WORK TO COMPLETE.
Would you transcribe the whole listing exactly, minus its pictures?

PROVIDED DATA.

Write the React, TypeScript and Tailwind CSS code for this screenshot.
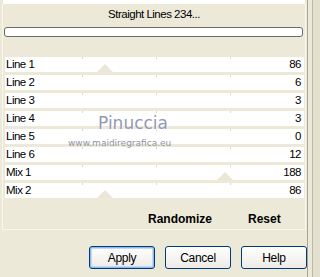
import type { ReactNode } from "react";

const rows: { label: string; value: number; thumb?: number }[] = [
  { label: "Line 1", value: 86, thumb: 97 },
  { label: "Line 2", value: 6 },
  { label: "Line 3", value: 3 },
  { label: "Line 4", value: 3 },
  { label: "Line 5", value: 0 },
  { label: "Line 6", value: 12 },
  { label: "Mix 1", value: 188, thumb: 217 },
  { label: "Mix 2", value: 86, thumb: 97 },
];

export default function App() {
  return (
    <div className="relative flex h-[277px] w-[320px] overflow-hidden bg-[#ece9d8] font-['Liberation_Sans',Arial,sans-serif] text-[11.5px] tracking-[-0.5px] text-black">
      <div className="flex w-[307px] flex-col">
        <div className="ml-[3px] mr-[2px] h-[4px] bg-white" />
        <div className="ml-[2px] mr-[1px] flex h-[226px] flex-col border-b border-l border-r border-[#f8f7f1] bg-[#ece9d8]">
          <div className="pt-[4px] text-center leading-[13px]">Straight Lines 234...</div>
          <div className="ml-[1px] mr-[2px] mt-[6px] h-[10px] rounded-[3px] border border-[#6b6b6b] bg-white" />
          <div className="mt-[20px] flex flex-col gap-[3px] pl-[2px] pr-[1px]">
            {rows.map((r) => (
              <Row key={r.label} label={r.label} value={r.value} thumb={r.thumb} />
            ))}
          </div>
          <div className="mt-[14px] flex pl-[145px] text-[12px] font-bold tracking-normal leading-[14px]">
            <span>Randomize</span>
            <span className="ml-[36px]">Reset</span>
          </div>
        </div>
        <div className="mt-[16px] flex gap-[10px] pl-[89px]">
          <XpButton primary>Apply</XpButton>
          <XpButton>Cancel</XpButton>
          <XpButton>Help</XpButton>
        </div>
      </div>
      <div className="flex w-[13px] border-l border-[#a7a596]">
        <div className="w-[4px] bg-[#ece9d8]" />
        <div className="flex-1 border-l border-[#b9b7a8] bg-[#e3e0cf]" />
      </div>
      <span className="pointer-events-none absolute left-[98px] top-[114px] font-['DejaVu_Sans',sans-serif] text-[17px] leading-[18px] tracking-normal text-[#9399b4] [text-shadow:1px_1px_0_#ffffff]">
        Pinuccia
      </span>
      <span className="pointer-events-none absolute left-[68px] top-[137px] font-['DejaVu_Sans',sans-serif] text-[9px] leading-[12px] tracking-normal text-[#8f93a4]">
        www.maidiregrafica.eu
      </span>
    </div>
  );
}

function Row({ label, value, thumb }: { label: string; value: number; thumb?: number }) {
  return (
    <div className="relative flex h-[15px] items-center justify-between bg-white pl-[1px] pr-[3px] leading-[13px]">
      <span>{label}</span>
      <span>{value}</span>
      <span className="absolute left-[77px] top-0 h-[2px] w-px bg-[#dcd9cc]" />
      <span className="absolute left-[151px] top-0 h-[2px] w-px bg-[#dcd9cc]" />
      <span className="absolute left-[225px] top-0 h-[2px] w-px bg-[#dcd9cc]" />
      {thumb !== undefined && (
        <svg
          className="absolute bottom-0"
          style={{ left: thumb - 5 }}
          width="16"
          height="8"
          viewBox="0 0 16 8"
        >
          <polygon points="0,8 8,0 16,8" fill="#ebe7d6" />
        </svg>
      )}
    </div>
  );
}

function XpButton({ children, primary }: { children: ReactNode; primary?: boolean }) {
  return (
    <div
      className={
        "flex h-[23px] w-[67px] items-center justify-center rounded-[3px] border border-[#003c74] bg-gradient-to-b from-white to-[#ecebe6] text-[12px] tracking-[-0.3px] " +
        (primary ? "shadow-[inset_0_0_0_1px_#8fb7f0,inset_0_0_0_2px_#c4d9f7]" : "")
      }
    >
      {children}
    </div>
  );
}
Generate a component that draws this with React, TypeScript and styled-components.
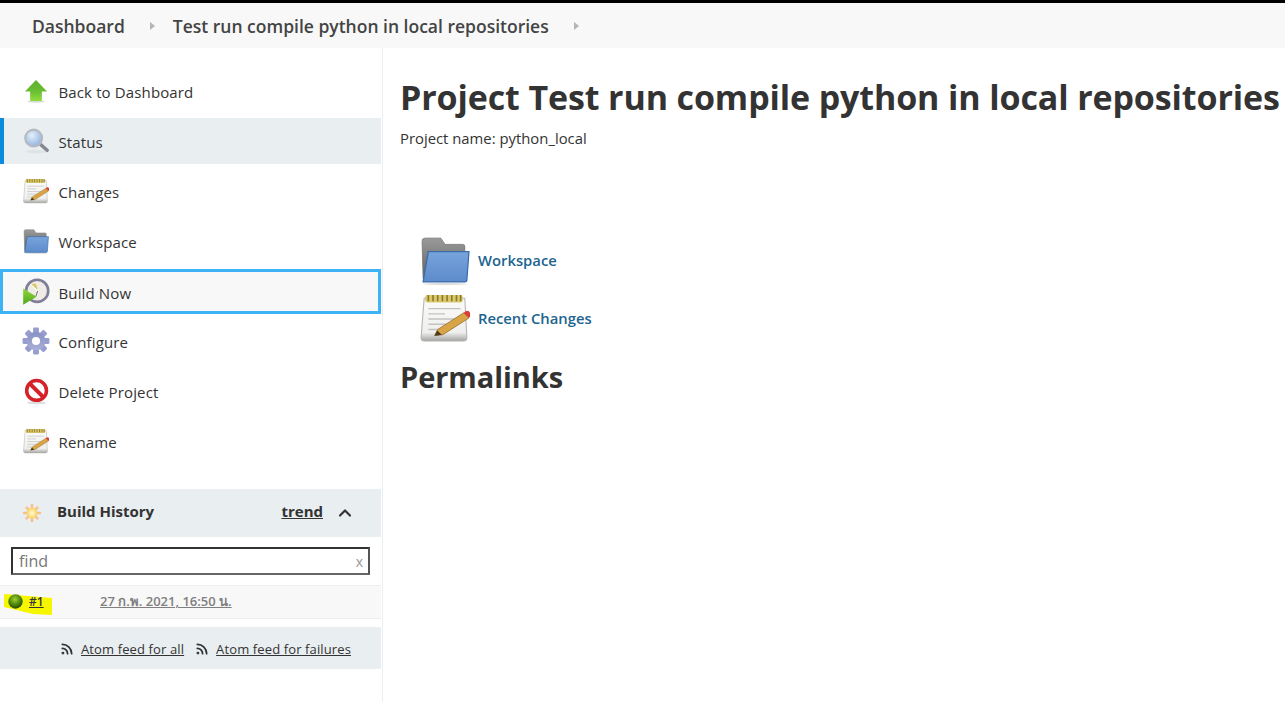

ANSWER BELOW.
Write the React, TypeScript and Tailwind CSS code for this screenshot.
import type { ReactNode } from "react";

const rows: { label: string; value: number; thumb?: number }[] = [
  { label: "Line 1", value: 86, thumb: 97 },
  { label: "Line 2", value: 6 },
  { label: "Line 3", value: 3 },
  { label: "Line 4", value: 3 },
  { label: "Line 5", value: 0 },
  { label: "Line 6", value: 12 },
  { label: "Mix 1", value: 188, thumb: 217 },
  { label: "Mix 2", value: 86, thumb: 97 },
];

export default function App() {
  return (
    <div className="relative flex h-[277px] w-[320px] overflow-hidden bg-[#ece9d8] font-['Liberation_Sans',Arial,sans-serif] text-[11.5px] tracking-[-0.5px] text-black">
      <div className="flex w-[307px] flex-col">
        <div className="ml-[3px] mr-[2px] h-[4px] bg-white" />
        <div className="ml-[2px] mr-[1px] flex h-[226px] flex-col border-b border-l border-r border-[#f8f7f1] bg-[#ece9d8]">
          <div className="pt-[4px] text-center leading-[13px]">Straight Lines 234...</div>
          <div className="ml-[1px] mr-[2px] mt-[6px] h-[10px] rounded-[3px] border border-[#6b6b6b] bg-white" />
          <div className="mt-[20px] flex flex-col gap-[3px] pl-[2px] pr-[1px]">
            {rows.map((r) => (
              <Row key={r.label} label={r.label} value={r.value} thumb={r.thumb} />
            ))}
          </div>
          <div className="mt-[14px] flex pl-[145px] text-[12px] font-bold tracking-normal leading-[14px]">
            <span>Randomize</span>
            <span className="ml-[36px]">Reset</span>
          </div>
        </div>
        <div className="mt-[16px] flex gap-[10px] pl-[89px]">
          <XpButton primary>Apply</XpButton>
          <XpButton>Cancel</XpButton>
          <XpButton>Help</XpButton>
        </div>
      </div>
      <div className="flex w-[13px] border-l border-[#a7a596]">
        <div className="w-[4px] bg-[#ece9d8]" />
        <div className="flex-1 border-l border-[#b9b7a8] bg-[#e3e0cf]" />
      </div>
      <span className="pointer-events-none absolute left-[98px] top-[114px] font-['DejaVu_Sans',sans-serif] text-[17px] leading-[18px] tracking-normal text-[#9399b4] [text-shadow:1px_1px_0_#ffffff]">
        Pinuccia
      </span>
      <span className="pointer-events-none absolute left-[68px] top-[137px] font-['DejaVu_Sans',sans-serif] text-[9px] leading-[12px] tracking-normal text-[#8f93a4]">
        www.maidiregrafica.eu
      </span>
    </div>
  );
}

function Row({ label, value, thumb }: { label: string; value: number; thumb?: number }) {
  return (
    <div className="relative flex h-[15px] items-center justify-between bg-white pl-[1px] pr-[3px] leading-[13px]">
      <span>{label}</span>
      <span>{value}</span>
      <span className="absolute left-[77px] top-0 h-[2px] w-px bg-[#dcd9cc]" />
      <span className="absolute left-[151px] top-0 h-[2px] w-px bg-[#dcd9cc]" />
      <span className="absolute left-[225px] top-0 h-[2px] w-px bg-[#dcd9cc]" />
      {thumb !== undefined && (
        <svg
          className="absolute bottom-0"
          style={{ left: thumb - 5 }}
          width="16"
          height="8"
          viewBox="0 0 16 8"
        >
          <polygon points="0,8 8,0 16,8" fill="#ebe7d6" />
        </svg>
      )}
    </div>
  );
}

function XpButton({ children, primary }: { children: ReactNode; primary?: boolean }) {
  return (
    <div
      className={
        "flex h-[23px] w-[67px] items-center justify-center rounded-[3px] border border-[#003c74] bg-gradient-to-b from-white to-[#ecebe6] text-[12px] tracking-[-0.3px] " +
        (primary ? "shadow-[inset_0_0_0_1px_#8fb7f0,inset_0_0_0_2px_#c4d9f7]" : "")
      }
    >
      {children}
    </div>
  );
}
Generate a component that draws this with React, TypeScript and styled-components.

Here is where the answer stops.